Task:
Tally the lines containing "this" and report the number alone.

Collected material:
— START —
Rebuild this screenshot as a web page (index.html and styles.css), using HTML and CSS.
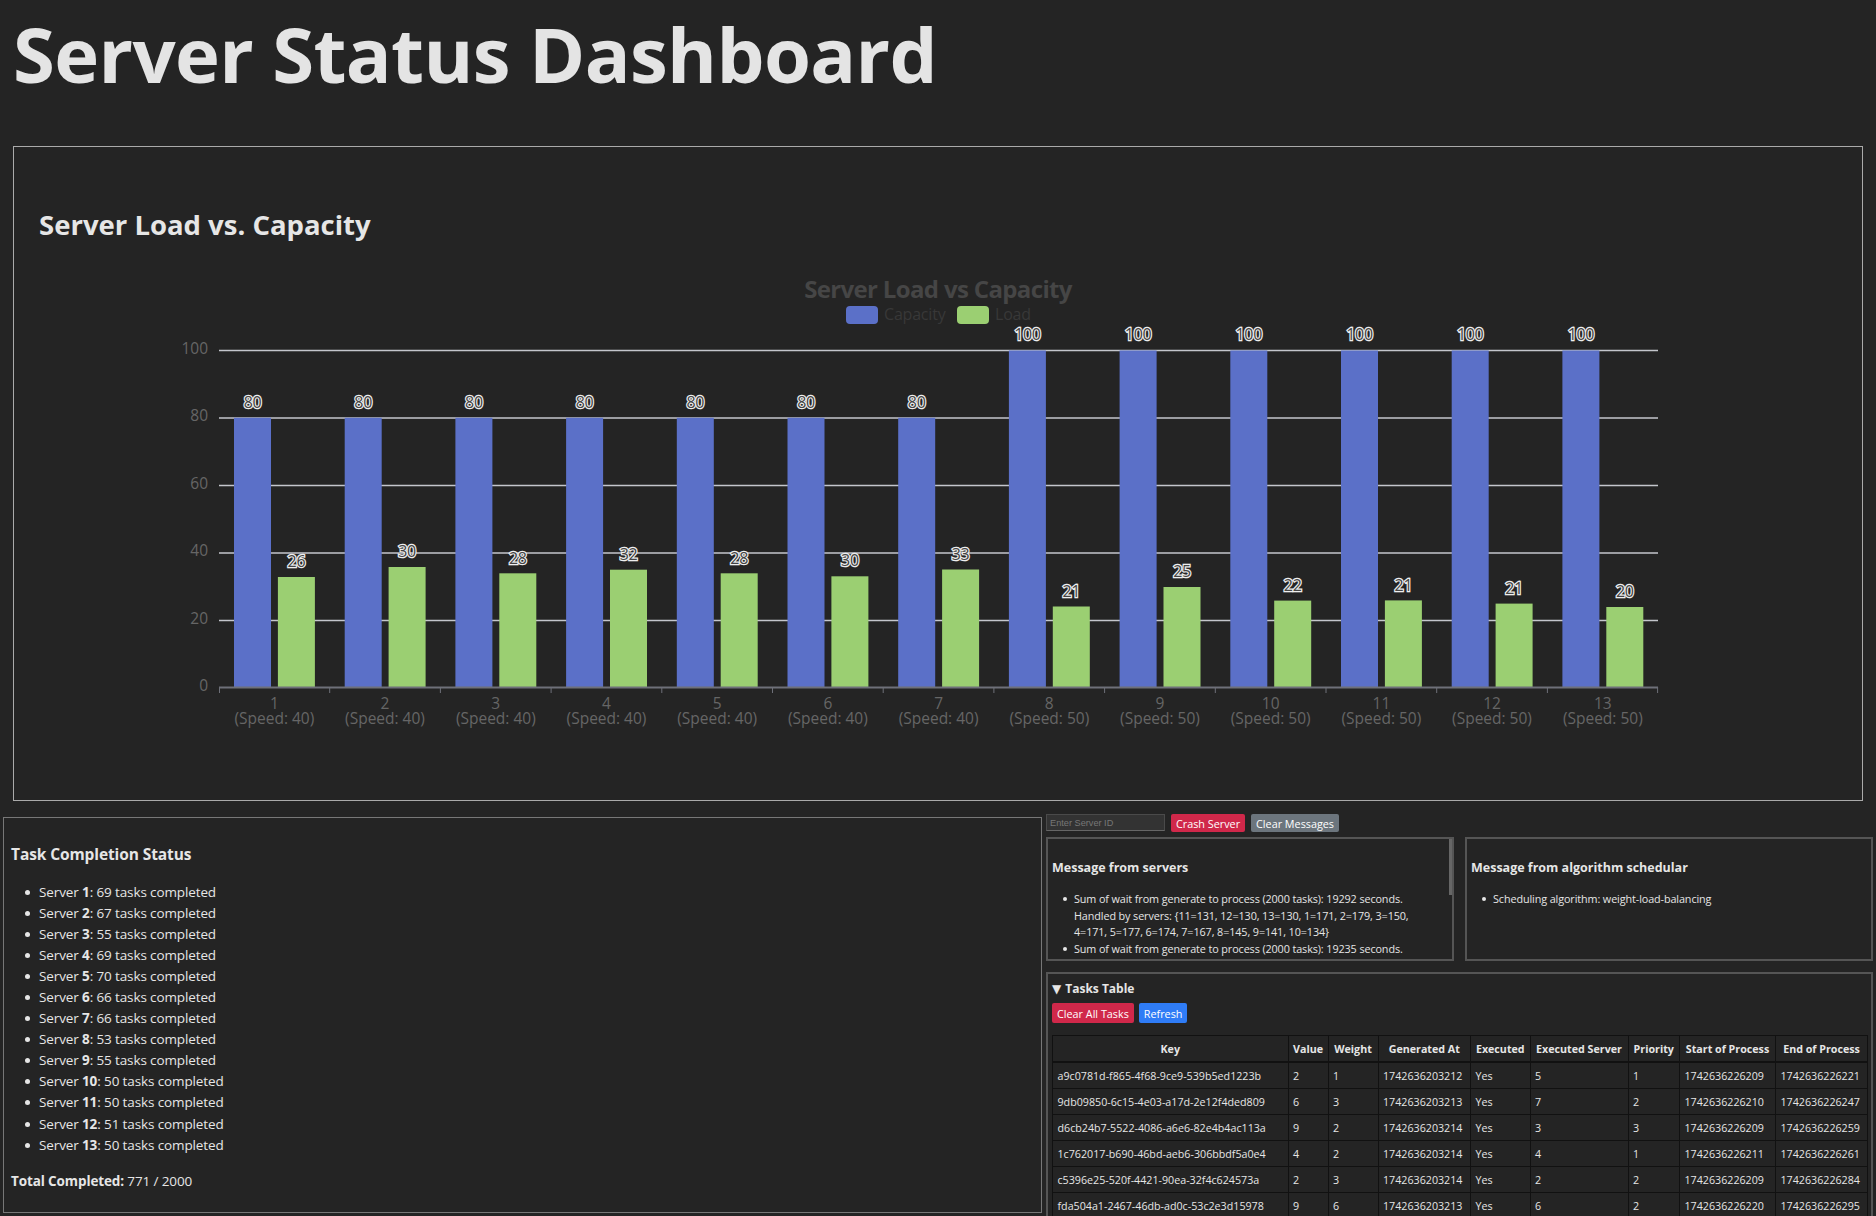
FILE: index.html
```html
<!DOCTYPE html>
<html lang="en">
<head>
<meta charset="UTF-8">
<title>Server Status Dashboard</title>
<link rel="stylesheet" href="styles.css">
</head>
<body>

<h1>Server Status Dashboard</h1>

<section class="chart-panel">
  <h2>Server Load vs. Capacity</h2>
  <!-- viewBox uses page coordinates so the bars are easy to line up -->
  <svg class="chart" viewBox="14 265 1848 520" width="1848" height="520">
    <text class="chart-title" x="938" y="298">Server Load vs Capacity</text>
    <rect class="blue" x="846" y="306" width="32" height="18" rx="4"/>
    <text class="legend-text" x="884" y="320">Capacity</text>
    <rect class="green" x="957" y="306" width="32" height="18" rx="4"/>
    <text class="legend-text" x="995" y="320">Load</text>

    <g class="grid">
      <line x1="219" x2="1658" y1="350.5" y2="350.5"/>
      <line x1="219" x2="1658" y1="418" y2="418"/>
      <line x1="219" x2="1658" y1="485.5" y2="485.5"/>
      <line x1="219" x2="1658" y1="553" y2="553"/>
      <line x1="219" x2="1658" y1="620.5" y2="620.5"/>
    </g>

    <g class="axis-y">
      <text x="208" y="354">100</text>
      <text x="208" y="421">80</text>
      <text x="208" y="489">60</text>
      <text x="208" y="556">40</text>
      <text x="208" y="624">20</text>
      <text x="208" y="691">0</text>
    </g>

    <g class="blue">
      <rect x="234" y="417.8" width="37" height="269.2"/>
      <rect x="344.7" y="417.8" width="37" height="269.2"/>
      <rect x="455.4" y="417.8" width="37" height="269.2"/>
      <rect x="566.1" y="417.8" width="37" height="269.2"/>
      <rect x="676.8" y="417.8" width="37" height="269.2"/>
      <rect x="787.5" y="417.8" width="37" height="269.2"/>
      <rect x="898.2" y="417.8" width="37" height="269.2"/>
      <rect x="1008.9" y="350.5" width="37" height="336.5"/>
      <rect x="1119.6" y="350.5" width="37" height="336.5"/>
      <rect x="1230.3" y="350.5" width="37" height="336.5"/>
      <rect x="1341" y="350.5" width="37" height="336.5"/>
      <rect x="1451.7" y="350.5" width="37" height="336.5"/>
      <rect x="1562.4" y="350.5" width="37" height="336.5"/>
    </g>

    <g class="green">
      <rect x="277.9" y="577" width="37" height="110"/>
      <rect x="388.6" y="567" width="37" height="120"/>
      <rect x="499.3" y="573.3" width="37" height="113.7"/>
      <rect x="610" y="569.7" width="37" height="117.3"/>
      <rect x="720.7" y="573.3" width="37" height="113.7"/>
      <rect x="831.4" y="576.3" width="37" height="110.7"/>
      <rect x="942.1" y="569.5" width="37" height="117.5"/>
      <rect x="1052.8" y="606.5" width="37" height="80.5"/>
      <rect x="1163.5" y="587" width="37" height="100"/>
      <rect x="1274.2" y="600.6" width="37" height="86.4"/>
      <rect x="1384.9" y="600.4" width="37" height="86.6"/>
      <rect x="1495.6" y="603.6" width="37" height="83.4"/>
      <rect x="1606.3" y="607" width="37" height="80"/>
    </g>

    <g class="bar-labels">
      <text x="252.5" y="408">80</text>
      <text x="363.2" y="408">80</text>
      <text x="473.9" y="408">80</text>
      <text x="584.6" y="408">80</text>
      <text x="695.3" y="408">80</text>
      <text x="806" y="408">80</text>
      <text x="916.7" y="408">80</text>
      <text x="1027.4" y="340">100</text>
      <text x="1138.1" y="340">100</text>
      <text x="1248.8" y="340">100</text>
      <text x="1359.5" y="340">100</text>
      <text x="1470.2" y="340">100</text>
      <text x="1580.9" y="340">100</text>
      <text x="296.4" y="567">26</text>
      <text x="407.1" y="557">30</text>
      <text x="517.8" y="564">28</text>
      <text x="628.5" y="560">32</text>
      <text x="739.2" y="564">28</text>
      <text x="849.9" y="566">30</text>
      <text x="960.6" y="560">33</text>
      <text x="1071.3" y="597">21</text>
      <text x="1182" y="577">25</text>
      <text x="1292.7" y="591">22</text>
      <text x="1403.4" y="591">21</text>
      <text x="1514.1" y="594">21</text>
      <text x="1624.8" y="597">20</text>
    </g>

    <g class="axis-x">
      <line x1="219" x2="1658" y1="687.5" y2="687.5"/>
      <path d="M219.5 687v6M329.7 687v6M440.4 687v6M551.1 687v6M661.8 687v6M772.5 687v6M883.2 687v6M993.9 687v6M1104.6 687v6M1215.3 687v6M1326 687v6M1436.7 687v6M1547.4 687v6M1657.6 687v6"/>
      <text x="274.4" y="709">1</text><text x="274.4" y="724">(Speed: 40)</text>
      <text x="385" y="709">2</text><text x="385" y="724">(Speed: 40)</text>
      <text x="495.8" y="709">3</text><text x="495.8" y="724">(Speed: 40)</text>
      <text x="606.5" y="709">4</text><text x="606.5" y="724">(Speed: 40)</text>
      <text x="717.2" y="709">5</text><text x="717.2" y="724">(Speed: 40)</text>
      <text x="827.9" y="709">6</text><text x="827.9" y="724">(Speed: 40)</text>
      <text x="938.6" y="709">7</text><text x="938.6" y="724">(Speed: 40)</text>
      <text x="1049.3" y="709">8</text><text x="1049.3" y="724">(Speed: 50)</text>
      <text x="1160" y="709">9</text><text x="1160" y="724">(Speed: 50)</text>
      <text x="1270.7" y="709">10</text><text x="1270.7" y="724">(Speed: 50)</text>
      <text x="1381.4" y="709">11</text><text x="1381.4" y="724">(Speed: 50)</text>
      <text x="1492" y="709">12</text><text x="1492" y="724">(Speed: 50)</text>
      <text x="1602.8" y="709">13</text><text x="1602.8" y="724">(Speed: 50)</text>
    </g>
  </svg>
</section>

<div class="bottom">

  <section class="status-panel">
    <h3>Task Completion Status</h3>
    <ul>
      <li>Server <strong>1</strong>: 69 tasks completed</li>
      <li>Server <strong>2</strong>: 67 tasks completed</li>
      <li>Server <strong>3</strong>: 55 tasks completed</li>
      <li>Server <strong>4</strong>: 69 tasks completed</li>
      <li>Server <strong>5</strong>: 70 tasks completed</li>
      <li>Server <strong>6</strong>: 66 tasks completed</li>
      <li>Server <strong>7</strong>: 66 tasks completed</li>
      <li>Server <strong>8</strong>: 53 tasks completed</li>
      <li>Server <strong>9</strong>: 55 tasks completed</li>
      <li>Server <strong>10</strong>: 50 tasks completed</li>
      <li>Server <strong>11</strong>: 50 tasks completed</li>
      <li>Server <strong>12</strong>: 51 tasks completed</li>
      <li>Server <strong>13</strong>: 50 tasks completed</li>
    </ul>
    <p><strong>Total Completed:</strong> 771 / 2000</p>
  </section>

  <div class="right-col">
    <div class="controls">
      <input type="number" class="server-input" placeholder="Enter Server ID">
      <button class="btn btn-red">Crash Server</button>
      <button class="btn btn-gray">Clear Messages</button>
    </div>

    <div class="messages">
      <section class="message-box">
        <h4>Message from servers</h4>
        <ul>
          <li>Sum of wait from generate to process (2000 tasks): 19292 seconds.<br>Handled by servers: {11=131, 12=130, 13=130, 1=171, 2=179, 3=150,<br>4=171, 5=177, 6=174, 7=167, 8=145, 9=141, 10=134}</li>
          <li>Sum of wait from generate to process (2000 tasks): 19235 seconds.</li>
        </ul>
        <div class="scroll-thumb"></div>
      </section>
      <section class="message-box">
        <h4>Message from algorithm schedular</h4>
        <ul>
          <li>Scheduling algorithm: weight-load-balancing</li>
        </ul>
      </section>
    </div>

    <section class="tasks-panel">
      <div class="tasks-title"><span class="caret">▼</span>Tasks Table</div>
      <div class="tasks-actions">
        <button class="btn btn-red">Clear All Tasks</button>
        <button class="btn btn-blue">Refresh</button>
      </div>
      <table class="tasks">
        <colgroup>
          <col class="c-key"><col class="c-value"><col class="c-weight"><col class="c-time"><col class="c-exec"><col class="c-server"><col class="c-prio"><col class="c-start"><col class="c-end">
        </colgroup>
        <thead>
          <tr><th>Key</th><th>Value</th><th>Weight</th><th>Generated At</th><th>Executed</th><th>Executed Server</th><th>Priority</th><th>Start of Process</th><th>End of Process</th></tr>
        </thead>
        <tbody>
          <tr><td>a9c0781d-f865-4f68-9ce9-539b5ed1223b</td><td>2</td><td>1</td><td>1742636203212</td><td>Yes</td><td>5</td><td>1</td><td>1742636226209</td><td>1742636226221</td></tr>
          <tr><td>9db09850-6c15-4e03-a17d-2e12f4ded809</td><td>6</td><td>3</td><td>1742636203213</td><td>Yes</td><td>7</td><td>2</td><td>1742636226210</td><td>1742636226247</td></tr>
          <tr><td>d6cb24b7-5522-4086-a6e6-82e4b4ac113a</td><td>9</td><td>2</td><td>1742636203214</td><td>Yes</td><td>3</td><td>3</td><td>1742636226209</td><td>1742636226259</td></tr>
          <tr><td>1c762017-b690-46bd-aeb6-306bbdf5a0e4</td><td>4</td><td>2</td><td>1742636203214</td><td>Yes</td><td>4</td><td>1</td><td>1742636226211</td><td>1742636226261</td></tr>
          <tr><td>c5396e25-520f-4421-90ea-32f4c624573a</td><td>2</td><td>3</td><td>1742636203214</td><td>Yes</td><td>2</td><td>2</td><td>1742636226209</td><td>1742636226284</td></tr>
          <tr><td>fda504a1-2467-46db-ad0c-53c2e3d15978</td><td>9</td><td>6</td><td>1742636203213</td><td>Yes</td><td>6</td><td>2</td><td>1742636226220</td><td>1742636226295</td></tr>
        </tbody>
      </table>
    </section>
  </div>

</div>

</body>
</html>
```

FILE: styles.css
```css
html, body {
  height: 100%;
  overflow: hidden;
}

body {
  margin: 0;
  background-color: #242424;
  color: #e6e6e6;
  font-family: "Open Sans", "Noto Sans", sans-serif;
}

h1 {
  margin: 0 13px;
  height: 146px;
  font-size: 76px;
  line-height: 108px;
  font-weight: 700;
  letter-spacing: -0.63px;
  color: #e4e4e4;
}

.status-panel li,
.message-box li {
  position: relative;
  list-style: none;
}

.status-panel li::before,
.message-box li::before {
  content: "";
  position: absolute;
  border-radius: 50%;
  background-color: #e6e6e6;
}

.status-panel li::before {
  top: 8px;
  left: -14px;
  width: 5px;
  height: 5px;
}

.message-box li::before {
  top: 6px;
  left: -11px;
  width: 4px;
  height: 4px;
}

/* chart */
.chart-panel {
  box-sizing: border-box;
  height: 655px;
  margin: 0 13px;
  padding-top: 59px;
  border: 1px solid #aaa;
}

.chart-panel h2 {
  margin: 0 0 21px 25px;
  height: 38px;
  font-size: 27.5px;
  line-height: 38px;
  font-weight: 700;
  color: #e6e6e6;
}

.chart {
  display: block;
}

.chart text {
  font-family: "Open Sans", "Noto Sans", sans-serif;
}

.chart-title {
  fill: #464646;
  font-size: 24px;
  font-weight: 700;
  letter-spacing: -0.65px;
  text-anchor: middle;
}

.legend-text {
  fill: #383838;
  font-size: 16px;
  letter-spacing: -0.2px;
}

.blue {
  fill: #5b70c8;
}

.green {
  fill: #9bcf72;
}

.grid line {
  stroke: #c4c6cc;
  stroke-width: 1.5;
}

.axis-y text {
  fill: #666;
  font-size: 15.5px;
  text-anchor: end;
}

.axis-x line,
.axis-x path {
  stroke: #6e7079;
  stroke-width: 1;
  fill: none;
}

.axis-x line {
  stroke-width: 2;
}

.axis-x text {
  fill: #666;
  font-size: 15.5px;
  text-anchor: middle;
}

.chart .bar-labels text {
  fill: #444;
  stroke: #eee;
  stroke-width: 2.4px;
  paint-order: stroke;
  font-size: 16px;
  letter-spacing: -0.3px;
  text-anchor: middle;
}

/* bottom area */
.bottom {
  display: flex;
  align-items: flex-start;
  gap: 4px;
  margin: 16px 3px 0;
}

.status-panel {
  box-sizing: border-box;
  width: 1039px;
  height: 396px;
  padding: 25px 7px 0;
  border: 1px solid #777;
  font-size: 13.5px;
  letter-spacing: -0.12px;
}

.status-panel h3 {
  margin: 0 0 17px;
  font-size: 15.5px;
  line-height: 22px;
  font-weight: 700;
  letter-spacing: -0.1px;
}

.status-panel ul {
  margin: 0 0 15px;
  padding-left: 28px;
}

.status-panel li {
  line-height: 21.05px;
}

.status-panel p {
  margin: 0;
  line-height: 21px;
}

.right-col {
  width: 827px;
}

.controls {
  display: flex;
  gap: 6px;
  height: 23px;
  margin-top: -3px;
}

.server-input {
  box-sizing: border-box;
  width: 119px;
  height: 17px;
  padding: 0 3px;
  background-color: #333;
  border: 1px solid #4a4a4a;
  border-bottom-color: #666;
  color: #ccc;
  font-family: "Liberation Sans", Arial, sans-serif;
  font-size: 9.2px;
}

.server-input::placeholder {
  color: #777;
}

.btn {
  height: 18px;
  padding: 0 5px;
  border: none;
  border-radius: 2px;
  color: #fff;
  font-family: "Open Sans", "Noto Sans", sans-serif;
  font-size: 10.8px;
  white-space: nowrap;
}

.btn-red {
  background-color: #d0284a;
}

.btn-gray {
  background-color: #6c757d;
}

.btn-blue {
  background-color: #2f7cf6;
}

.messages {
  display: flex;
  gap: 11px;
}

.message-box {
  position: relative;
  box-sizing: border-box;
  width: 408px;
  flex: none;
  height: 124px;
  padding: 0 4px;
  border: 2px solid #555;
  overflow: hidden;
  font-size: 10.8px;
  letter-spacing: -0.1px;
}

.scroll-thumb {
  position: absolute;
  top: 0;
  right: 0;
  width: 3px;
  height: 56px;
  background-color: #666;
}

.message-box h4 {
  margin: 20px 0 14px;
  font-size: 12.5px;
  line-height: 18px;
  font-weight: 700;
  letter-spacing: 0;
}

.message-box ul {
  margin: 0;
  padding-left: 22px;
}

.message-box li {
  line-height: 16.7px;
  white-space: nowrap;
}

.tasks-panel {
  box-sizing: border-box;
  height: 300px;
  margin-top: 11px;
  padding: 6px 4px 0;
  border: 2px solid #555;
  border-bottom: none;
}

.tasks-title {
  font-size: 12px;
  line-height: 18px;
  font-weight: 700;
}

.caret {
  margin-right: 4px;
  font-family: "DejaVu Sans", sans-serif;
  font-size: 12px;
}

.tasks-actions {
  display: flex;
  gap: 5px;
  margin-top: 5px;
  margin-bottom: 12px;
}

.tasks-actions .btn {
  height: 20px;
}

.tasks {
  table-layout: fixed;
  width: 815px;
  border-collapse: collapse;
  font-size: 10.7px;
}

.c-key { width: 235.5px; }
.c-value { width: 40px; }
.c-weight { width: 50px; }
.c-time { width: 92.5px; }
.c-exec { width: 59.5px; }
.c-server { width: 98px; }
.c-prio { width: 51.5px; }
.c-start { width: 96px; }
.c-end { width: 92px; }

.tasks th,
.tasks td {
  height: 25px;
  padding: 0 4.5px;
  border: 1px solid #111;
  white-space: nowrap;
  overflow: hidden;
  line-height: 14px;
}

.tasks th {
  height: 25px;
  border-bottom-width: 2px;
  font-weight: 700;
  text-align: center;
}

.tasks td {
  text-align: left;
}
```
— END —
Expected answer:
1